Directive: Return, word for word, every line that follows.

Material:

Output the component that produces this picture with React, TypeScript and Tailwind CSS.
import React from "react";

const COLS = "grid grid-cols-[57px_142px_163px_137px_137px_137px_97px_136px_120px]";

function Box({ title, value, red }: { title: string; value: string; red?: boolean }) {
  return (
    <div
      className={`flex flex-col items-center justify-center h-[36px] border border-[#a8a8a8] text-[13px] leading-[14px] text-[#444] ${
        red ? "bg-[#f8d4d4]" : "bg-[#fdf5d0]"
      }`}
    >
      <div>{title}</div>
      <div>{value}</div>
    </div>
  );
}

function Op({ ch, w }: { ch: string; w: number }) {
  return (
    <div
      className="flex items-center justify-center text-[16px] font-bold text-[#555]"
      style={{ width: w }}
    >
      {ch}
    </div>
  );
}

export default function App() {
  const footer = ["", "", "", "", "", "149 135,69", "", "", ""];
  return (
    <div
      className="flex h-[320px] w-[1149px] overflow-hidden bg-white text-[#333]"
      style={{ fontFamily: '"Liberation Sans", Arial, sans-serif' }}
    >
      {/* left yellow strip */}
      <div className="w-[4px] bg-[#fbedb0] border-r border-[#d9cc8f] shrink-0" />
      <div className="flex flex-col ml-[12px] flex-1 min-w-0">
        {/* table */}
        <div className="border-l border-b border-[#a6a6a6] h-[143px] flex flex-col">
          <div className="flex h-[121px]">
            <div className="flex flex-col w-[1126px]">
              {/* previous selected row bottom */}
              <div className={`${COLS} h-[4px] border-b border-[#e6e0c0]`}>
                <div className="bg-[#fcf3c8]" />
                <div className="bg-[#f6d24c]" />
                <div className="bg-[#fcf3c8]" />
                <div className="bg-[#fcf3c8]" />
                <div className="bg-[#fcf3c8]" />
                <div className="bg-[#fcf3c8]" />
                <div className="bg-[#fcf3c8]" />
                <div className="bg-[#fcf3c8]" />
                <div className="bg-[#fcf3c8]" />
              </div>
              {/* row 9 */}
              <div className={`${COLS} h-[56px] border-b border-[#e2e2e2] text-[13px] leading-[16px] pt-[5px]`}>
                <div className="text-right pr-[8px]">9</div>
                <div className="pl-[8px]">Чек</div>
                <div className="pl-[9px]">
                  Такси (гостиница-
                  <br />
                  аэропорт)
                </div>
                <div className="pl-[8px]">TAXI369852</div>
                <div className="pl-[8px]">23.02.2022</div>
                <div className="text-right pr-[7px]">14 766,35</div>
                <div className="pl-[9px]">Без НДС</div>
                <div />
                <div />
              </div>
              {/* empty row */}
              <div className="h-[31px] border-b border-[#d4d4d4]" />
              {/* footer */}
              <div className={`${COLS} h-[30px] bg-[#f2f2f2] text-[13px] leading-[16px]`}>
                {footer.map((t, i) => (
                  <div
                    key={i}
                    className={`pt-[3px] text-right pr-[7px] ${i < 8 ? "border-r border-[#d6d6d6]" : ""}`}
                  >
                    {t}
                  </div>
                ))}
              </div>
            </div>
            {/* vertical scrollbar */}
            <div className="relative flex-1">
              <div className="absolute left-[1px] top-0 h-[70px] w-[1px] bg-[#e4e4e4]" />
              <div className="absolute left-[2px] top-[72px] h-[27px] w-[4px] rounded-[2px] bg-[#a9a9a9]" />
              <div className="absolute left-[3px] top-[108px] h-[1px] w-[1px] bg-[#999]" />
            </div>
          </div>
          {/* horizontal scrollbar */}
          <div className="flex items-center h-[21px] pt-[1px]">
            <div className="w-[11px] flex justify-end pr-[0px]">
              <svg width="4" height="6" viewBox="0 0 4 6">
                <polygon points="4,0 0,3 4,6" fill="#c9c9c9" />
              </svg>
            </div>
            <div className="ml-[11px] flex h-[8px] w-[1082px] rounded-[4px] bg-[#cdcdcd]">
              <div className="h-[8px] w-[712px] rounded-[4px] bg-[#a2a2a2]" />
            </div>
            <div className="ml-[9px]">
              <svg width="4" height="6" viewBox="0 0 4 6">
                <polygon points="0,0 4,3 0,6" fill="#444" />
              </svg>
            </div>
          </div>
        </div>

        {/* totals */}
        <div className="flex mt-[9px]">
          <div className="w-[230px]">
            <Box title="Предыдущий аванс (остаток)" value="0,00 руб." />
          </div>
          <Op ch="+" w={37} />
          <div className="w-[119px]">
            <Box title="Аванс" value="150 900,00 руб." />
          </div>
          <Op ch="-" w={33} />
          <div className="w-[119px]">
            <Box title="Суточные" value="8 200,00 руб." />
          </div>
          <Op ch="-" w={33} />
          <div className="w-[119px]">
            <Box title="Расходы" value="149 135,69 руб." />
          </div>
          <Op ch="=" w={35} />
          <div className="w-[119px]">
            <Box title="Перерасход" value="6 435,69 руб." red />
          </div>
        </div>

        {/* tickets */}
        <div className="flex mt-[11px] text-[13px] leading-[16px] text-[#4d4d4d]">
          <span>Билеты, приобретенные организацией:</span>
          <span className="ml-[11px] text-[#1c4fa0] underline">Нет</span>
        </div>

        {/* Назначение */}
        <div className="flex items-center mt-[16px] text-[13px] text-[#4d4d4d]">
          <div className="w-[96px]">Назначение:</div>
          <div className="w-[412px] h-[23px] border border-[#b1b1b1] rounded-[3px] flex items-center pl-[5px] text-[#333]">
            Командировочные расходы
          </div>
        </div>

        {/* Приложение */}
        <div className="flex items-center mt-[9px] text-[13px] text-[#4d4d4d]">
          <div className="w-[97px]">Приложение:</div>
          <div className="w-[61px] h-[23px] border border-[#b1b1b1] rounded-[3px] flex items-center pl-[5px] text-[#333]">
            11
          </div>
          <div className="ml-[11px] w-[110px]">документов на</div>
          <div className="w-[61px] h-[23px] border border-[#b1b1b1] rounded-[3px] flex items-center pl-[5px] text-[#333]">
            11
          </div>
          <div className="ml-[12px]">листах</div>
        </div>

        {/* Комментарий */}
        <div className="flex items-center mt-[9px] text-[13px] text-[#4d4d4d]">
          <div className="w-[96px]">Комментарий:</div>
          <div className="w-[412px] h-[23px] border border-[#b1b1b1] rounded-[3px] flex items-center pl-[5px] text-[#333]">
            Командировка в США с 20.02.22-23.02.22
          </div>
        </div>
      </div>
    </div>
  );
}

Finished answer:
Output the component that produces this picture with React, TypeScript and Tailwind CSS.
import React from "react";

const COLS = "grid grid-cols-[57px_142px_163px_137px_137px_137px_97px_136px_120px]";

function Box({ title, value, red }: { title: string; value: string; red?: boolean }) {
  return (
    <div
      className={`flex flex-col items-center justify-center h-[36px] border border-[#a8a8a8] text-[13px] leading-[14px] text-[#444] ${
        red ? "bg-[#f8d4d4]" : "bg-[#fdf5d0]"
      }`}
    >
      <div>{title}</div>
      <div>{value}</div>
    </div>
  );
}

function Op({ ch, w }: { ch: string; w: number }) {
  return (
    <div
      className="flex items-center justify-center text-[16px] font-bold text-[#555]"
      style={{ width: w }}
    >
      {ch}
    </div>
  );
}

export default function App() {
  const footer = ["", "", "", "", "", "149 135,69", "", "", ""];
  return (
    <div
      className="flex h-[320px] w-[1149px] overflow-hidden bg-white text-[#333]"
      style={{ fontFamily: '"Liberation Sans", Arial, sans-serif' }}
    >
      {/* left yellow strip */}
      <div className="w-[4px] bg-[#fbedb0] border-r border-[#d9cc8f] shrink-0" />
      <div className="flex flex-col ml-[12px] flex-1 min-w-0">
        {/* table */}
        <div className="border-l border-b border-[#a6a6a6] h-[143px] flex flex-col">
          <div className="flex h-[121px]">
            <div className="flex flex-col w-[1126px]">
              {/* previous selected row bottom */}
              <div className={`${COLS} h-[4px] border-b border-[#e6e0c0]`}>
                <div className="bg-[#fcf3c8]" />
                <div className="bg-[#f6d24c]" />
                <div className="bg-[#fcf3c8]" />
                <div className="bg-[#fcf3c8]" />
                <div className="bg-[#fcf3c8]" />
                <div className="bg-[#fcf3c8]" />
                <div className="bg-[#fcf3c8]" />
                <div className="bg-[#fcf3c8]" />
                <div className="bg-[#fcf3c8]" />
              </div>
              {/* row 9 */}
              <div className={`${COLS} h-[56px] border-b border-[#e2e2e2] text-[13px] leading-[16px] pt-[5px]`}>
                <div className="text-right pr-[8px]">9</div>
                <div className="pl-[8px]">Чек</div>
                <div className="pl-[9px]">
                  Такси (гостиница-
                  <br />
                  аэропорт)
                </div>
                <div className="pl-[8px]">TAXI369852</div>
                <div className="pl-[8px]">23.02.2022</div>
                <div className="text-right pr-[7px]">14 766,35</div>
                <div className="pl-[9px]">Без НДС</div>
                <div />
                <div />
              </div>
              {/* empty row */}
              <div className="h-[31px] border-b border-[#d4d4d4]" />
              {/* footer */}
              <div className={`${COLS} h-[30px] bg-[#f2f2f2] text-[13px] leading-[16px]`}>
                {footer.map((t, i) => (
                  <div
                    key={i}
                    className={`pt-[3px] text-right pr-[7px] ${i < 8 ? "border-r border-[#d6d6d6]" : ""}`}
                  >
                    {t}
                  </div>
                ))}
              </div>
            </div>
            {/* vertical scrollbar */}
            <div className="relative flex-1">
              <div className="absolute left-[1px] top-0 h-[70px] w-[1px] bg-[#e4e4e4]" />
              <div className="absolute left-[2px] top-[72px] h-[27px] w-[4px] rounded-[2px] bg-[#a9a9a9]" />
              <div className="absolute left-[3px] top-[108px] h-[1px] w-[1px] bg-[#999]" />
            </div>
          </div>
          {/* horizontal scrollbar */}
          <div className="flex items-center h-[21px] pt-[1px]">
            <div className="w-[11px] flex justify-end pr-[0px]">
              <svg width="4" height="6" viewBox="0 0 4 6">
                <polygon points="4,0 0,3 4,6" fill="#c9c9c9" />
              </svg>
            </div>
            <div className="ml-[11px] flex h-[8px] w-[1082px] rounded-[4px] bg-[#cdcdcd]">
              <div className="h-[8px] w-[712px] rounded-[4px] bg-[#a2a2a2]" />
            </div>
            <div className="ml-[9px]">
              <svg width="4" height="6" viewBox="0 0 4 6">
                <polygon points="0,0 4,3 0,6" fill="#444" />
              </svg>
            </div>
          </div>
        </div>

        {/* totals */}
        <div className="flex mt-[9px]">
          <div className="w-[230px]">
            <Box title="Предыдущий аванс (остаток)" value="0,00 руб." />
          </div>
          <Op ch="+" w={37} />
          <div className="w-[119px]">
            <Box title="Аванс" value="150 900,00 руб." />
          </div>
          <Op ch="-" w={33} />
          <div className="w-[119px]">
            <Box title="Суточные" value="8 200,00 руб." />
          </div>
          <Op ch="-" w={33} />
          <div className="w-[119px]">
            <Box title="Расходы" value="149 135,69 руб." />
          </div>
          <Op ch="=" w={35} />
          <div className="w-[119px]">
            <Box title="Перерасход" value="6 435,69 руб." red />
          </div>
        </div>

        {/* tickets */}
        <div className="flex mt-[11px] text-[13px] leading-[16px] text-[#4d4d4d]">
          <span>Билеты, приобретенные организацией:</span>
          <span className="ml-[11px] text-[#1c4fa0] underline">Нет</span>
        </div>

        {/* Назначение */}
        <div className="flex items-center mt-[16px] text-[13px] text-[#4d4d4d]">
          <div className="w-[96px]">Назначение:</div>
          <div className="w-[412px] h-[23px] border border-[#b1b1b1] rounded-[3px] flex items-center pl-[5px] text-[#333]">
            Командировочные расходы
          </div>
        </div>

        {/* Приложение */}
        <div className="flex items-center mt-[9px] text-[13px] text-[#4d4d4d]">
          <div className="w-[97px]">Приложение:</div>
          <div className="w-[61px] h-[23px] border border-[#b1b1b1] rounded-[3px] flex items-center pl-[5px] text-[#333]">
            11
          </div>
          <div className="ml-[11px] w-[110px]">документов на</div>
          <div className="w-[61px] h-[23px] border border-[#b1b1b1] rounded-[3px] flex items-center pl-[5px] text-[#333]">
            11
          </div>
          <div className="ml-[12px]">листах</div>
        </div>

        {/* Комментарий */}
        <div className="flex items-center mt-[9px] text-[13px] text-[#4d4d4d]">
          <div className="w-[96px]">Комментарий:</div>
          <div className="w-[412px] h-[23px] border border-[#b1b1b1] rounded-[3px] flex items-center pl-[5px] text-[#333]">
            Командировка в США с 20.02.22-23.02.22
          </div>
        </div>
      </div>
    </div>
  );
}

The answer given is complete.